A firewall is the most basic kind of security. Many manufacturers provide simple plug-and-play tools for small businesses - these can be added to your system cheaply and easily. However, businesses might want to provide remote access to employees or protect their network from threats which require additional time and resources to maintain their security level. This can prove to be expensive and time consuming for small and large businesses.

Increasingly popular amongst businesses is a managed security solutions. Here, a company provides a complete package, covered by a service-level agreement (SLA). This SLA sets out the responsibilities of the managed security provider: giving advice and assistance and guaranteeing levels of reliability.

The typical benefits are:

  • Security is managed by a specialist provider, leaving your IT team to concentrate on other priorities
  • Firewalls and other security devices are monitored around the clock
  • Security updates are performed in a timely manner
  • Any unusual activity or attempted site intrusion is quickly identified
  • You and your IT staff can sleep at night, knowing that your system is secure

A firewall is simply one layer, like the fence around a property. Managing, patrolling and repairing the fence to protect against ever-evolving enemies is better achieved by a supported or managed service.

Seven Steps to Security

When defining a security policy, you need to know what you will be protecting. If you think of your business systems, applications and data as assets, you must understand which elements are most important to you and the effect on your business if they become temporarily available or destroyed.

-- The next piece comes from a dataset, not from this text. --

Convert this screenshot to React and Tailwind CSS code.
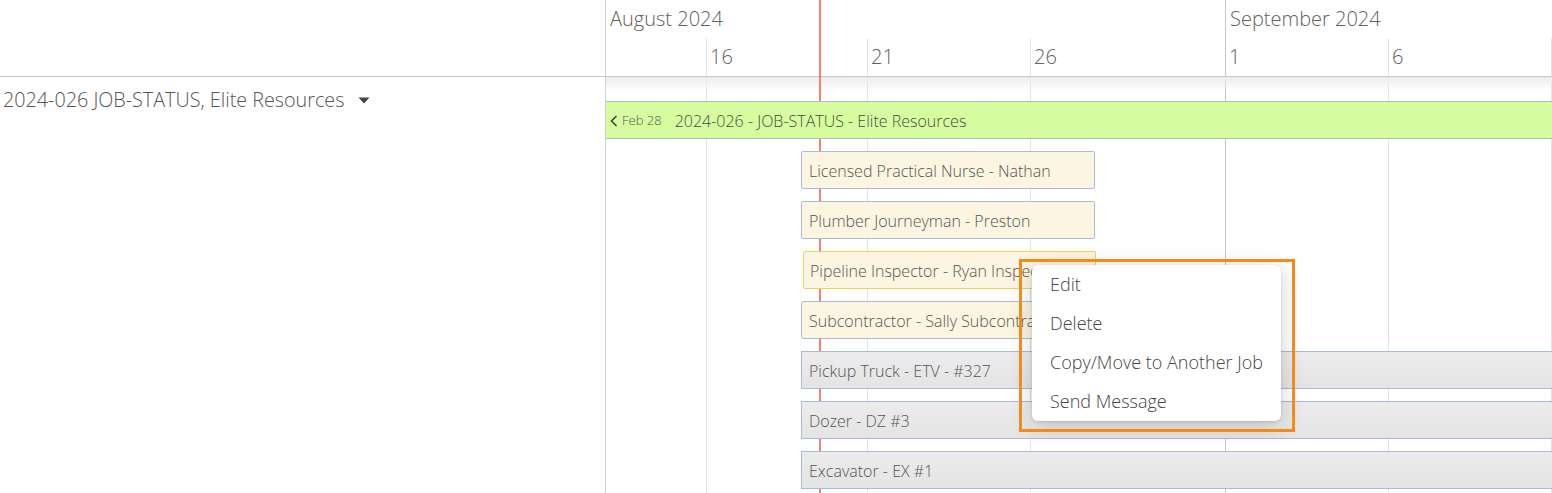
import React from "react";

const events = [
  { label: "Licensed Practical Nurse - Nathan", kind: "cream" },
  { label: "Plumber Journeyman - Preston", kind: "cream" },
  { label: "Pipeline Inspector - Ryan Inspector", kind: "yellow" },
  { label: "Subcontractor - Sally Subcontractor", kind: "cream" },
  { label: "Pickup Truck - ETV - #327", kind: "gray" },
  { label: "Dozer - DZ #3", kind: "gray" },
  { label: "Excavator - EX #1", kind: "gray" },
];

function EventBar({ label, kind }) {
  if (kind === "gray") {
    return (
      <div className="ml-[195px] h-[38px] shrink-0 flex items-center pt-[1px] pl-[7px] border border-r-0 border-[#a9bbdc] bg-gradient-to-b from-[#ececec] to-[#e4e4e4] text-[16px] text-[#555] whitespace-nowrap overflow-hidden">
        {label}
      </div>
    );
  }
  if (kind === "yellow") {
    return (
      <div className="ml-[197px] w-[293px] h-[38px] shrink-0 flex items-center pt-[1px] pl-[6px] border border-[#f2d35a] rounded-[2px] bg-[#fcf5e2] text-[16px] text-[#555] whitespace-nowrap overflow-hidden">
        {label}
      </div>
    );
  }
  return (
    <div className="ml-[195px] w-[294px] h-[38px] shrink-0 flex items-center pt-[1px] pl-[7px] border border-[#a9bbdc] rounded-[2px] bg-[#fcf5e2] text-[16px] text-[#555] whitespace-nowrap overflow-hidden">
      {label}
    </div>
  );
}

export default function App() {
  return (
    <div className="relative w-[1552px] h-[493px] overflow-hidden bg-white font-['Open_Sans',sans-serif] font-light text-[#555] flex flex-col">
      {/* header */}
      <div className="flex h-[77px] shrink-0 border-b border-[#c8c8c8]">
        <div className="w-[606px] shrink-0 border-r border-[#cfcfcf]" />
        <div className="flex-1 flex flex-col">
          <div className="h-[38px] flex">
            <div className="w-[619px] shrink-0 pl-[4px] pt-[5px] text-[20px] leading-[28px] text-[#606060]">
              August 2024
            </div>
            <div className="flex-1 border-l border-[#c8c8c8] pl-[4px] pt-[5px] text-[20px] leading-[28px] text-[#606060]">
              September 2024
            </div>
          </div>
          <div className="h-[38px] grid grid-cols-[100px_161px_163px_195px_163px_163px_1fr] text-[20px] leading-[28px] text-[#606060]">
            <div />
            <div className="border-l border-[#e3e3e3] pl-[3px] pt-[5px]">16</div>
            <div className="border-l border-[#e3e3e3] pl-[3px] pt-[5px]">21</div>
            <div className="border-l border-[#e3e3e3] pl-[3px] pt-[5px]">26</div>
            <div className="border-l border-[#c8c8c8] pl-[3px] pt-[5px]">1</div>
            <div className="border-l border-[#e3e3e3] pl-[3px] pt-[5px]">6</div>
            <div className="border-l border-[#e3e3e3]" />
          </div>
        </div>
      </div>

      {/* body */}
      <div className="flex flex-1 min-h-0">
        <div className="w-[606px] shrink-0 border-r border-[#cfcfcf] pl-[3px] pt-[9px]">
          <div className="flex items-center gap-[14px] text-[19.75px] leading-[28px] text-[#555]">
            <span>2024-026 JOB-STATUS, Elite Resources</span>
            <svg width="12" height="7" viewBox="0 0 12 7" className="mt-[1px]">
              <path d="M0.5 0.5 L11.5 0.5 L6 6.5 Z" fill="#444" />
            </svg>
          </div>
        </div>
        <div className="relative flex-1">
          {/* grid background */}
          <div className="absolute inset-0 grid grid-cols-[100px_161px_163px_195px_163px_163px_1fr]">
            <div />
            <div className="border-l border-[#e3e3e3]" />
            <div className="border-l border-[#e3e3e3]" />
            <div className="border-l border-[#e3e3e3]" />
            <div className="border-l border-[#c8c8c8]" />
            <div className="border-l border-[#e3e3e3]" />
            <div className="border-l border-[#e3e3e3]" />
          </div>
          <div className="absolute left-0 right-0 top-0 h-[14px] bg-gradient-to-b from-[#ececec] to-transparent" />
          {/* rows */}
          <div className="relative z-[2] flex flex-col gap-[12px] pt-[24px]">
            <div className="h-[38px] flex items-center pt-[1px] border-y border-[#a9bccb] bg-[#d6fe9e] whitespace-nowrap">
              <svg width="8" height="12" viewBox="0 0 8 12" className="ml-[4px]">
                <path d="M6.5 1 L1.5 6 L6.5 11" stroke="#333" strokeWidth="1.4" fill="none" />
              </svg>
              <span className="ml-[4px] text-[13px] text-[#555]">Feb 28</span>
              <span className="ml-[13px] text-[16px] text-[#4a4a4a]">2024-026 - JOB-STATUS - Elite Resources</span>
            </div>
            {events.map((e) => (
              <EventBar key={e.label} {...e} />
            ))}
          </div>
        </div>
      </div>

      {/* today line */}
      <div className="absolute top-0 bottom-0 left-[819px] w-[2px] bg-[#ef8275] z-[1]" />

      {/* context menu */}
      <div className="absolute left-[1032px] top-[265px] w-[249px] z-10 bg-white rounded-[6px] shadow-[0_4px_24px_rgba(0,0,0,0.18),0_1px_3px_rgba(0,0,0,0.12)] text-[18px] text-[#444]">
        <div className="h-[39px] flex items-center pl-[18px]">Edit</div>
        <div className="h-[39px] flex items-center pl-[18px]">Delete</div>
        <div className="h-[39px] flex items-center pl-[18px]">Copy/Move to Another Job</div>
        <div className="h-[39px] flex items-center pl-[18px]">Send Message</div>
      </div>

      {/* highlight annotation */}
      <div className="absolute left-[1019px] top-[259px] w-[276px] h-[173px] border-[3px] border-[#f28a1c] z-20 pointer-events-none" />
    </div>
  );
}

1. Assess your business assets
You need to know what your assets are, in order to establish what you will be protecting. It is also important to think beyond the physical. These could, therefore, be employees, business systems, data, equipment, licenses etc.

2. Identify the risks
You need to identify where risks exist and the types of risk against which you are protecting assets. This will enable you to evaluate investment against risk.

3. Policy design
You should now be in a position to design a policy that protects the identified assets and mitigates the identified risks. Policy should also extend to internal development. If you are developing internal systems, security should be an integral part of a design, not an afterthought.

4. Educate users
Educate your staff about the risks and the security processes in place. Your policy must have all employees' buy-in.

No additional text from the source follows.